Y tus excompañeros (ahora subordinados) empezaron a renunciar, para buscar un trabajo mejor, y que aunque pusieron en su carta de renuncia que tenían una mejor oferta, sabías que era porque ya no te soportaban. Vino gente nueva, gente joven, a quien enseñarles. Hasta que finalmente todos tus excompañeros se habían ido. Ahora todos te conocieron viéndote hacia arriba.

Y a la luz de los años, ¿cuántos han pasado ya? ¿Dos, cinco, veinte? ¿Tanto tiempo ya? Y vos seguías de jefe, y la producción se mantenía más o menos igual. Quizá peor. Cada cierto tiempo, los accionistas te jalaban las orejas, para que mejoraras el trabajo. Pero, de cierta forma, tu piel se fue volviendo como la de un rinoceronte, y ya ni las llamadas de atención de los dueños eran capaces de hacerte cambiar. Apretabas los ritmos por cierto tiempo para acallar las quejas de los accionistas, y luego todo volvía a tomar su rumbo.

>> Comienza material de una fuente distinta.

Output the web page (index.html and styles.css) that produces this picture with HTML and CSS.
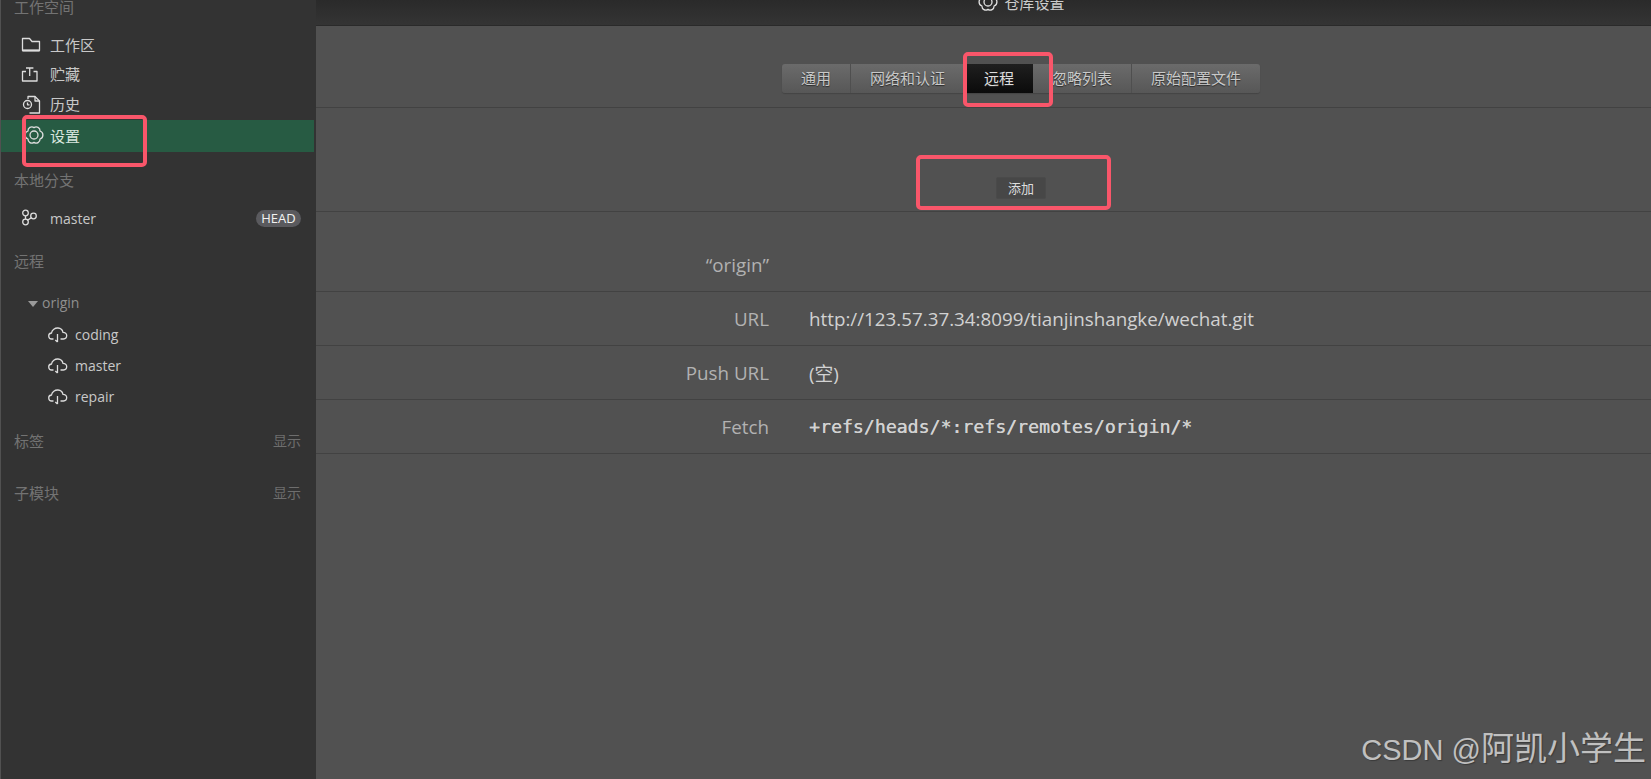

Todo igual, solo que vos te ves más viejo y más frustrado.

Alguna vez pensaste en renunciar. Pero también Atlas tenía el mundo sobre sus hombros, y creía que si renunciaba, el mundo se caería encima.

Y lo que ganabas con tu salario ya no era suficiente. El precio de la comida subía y subía. Tus hijos demandaban más cosas y tu esposa se quejaba de que no solo ya no alcanzaba, sino que cada vez te miraba más cansado y deprimido. Quizá las cosas cambiarían, cuando terminaras de pagar el préstamo del carro, o la hipoteca de la casa.


Y el mundo, sin embargo, se mueve, decía Galileo.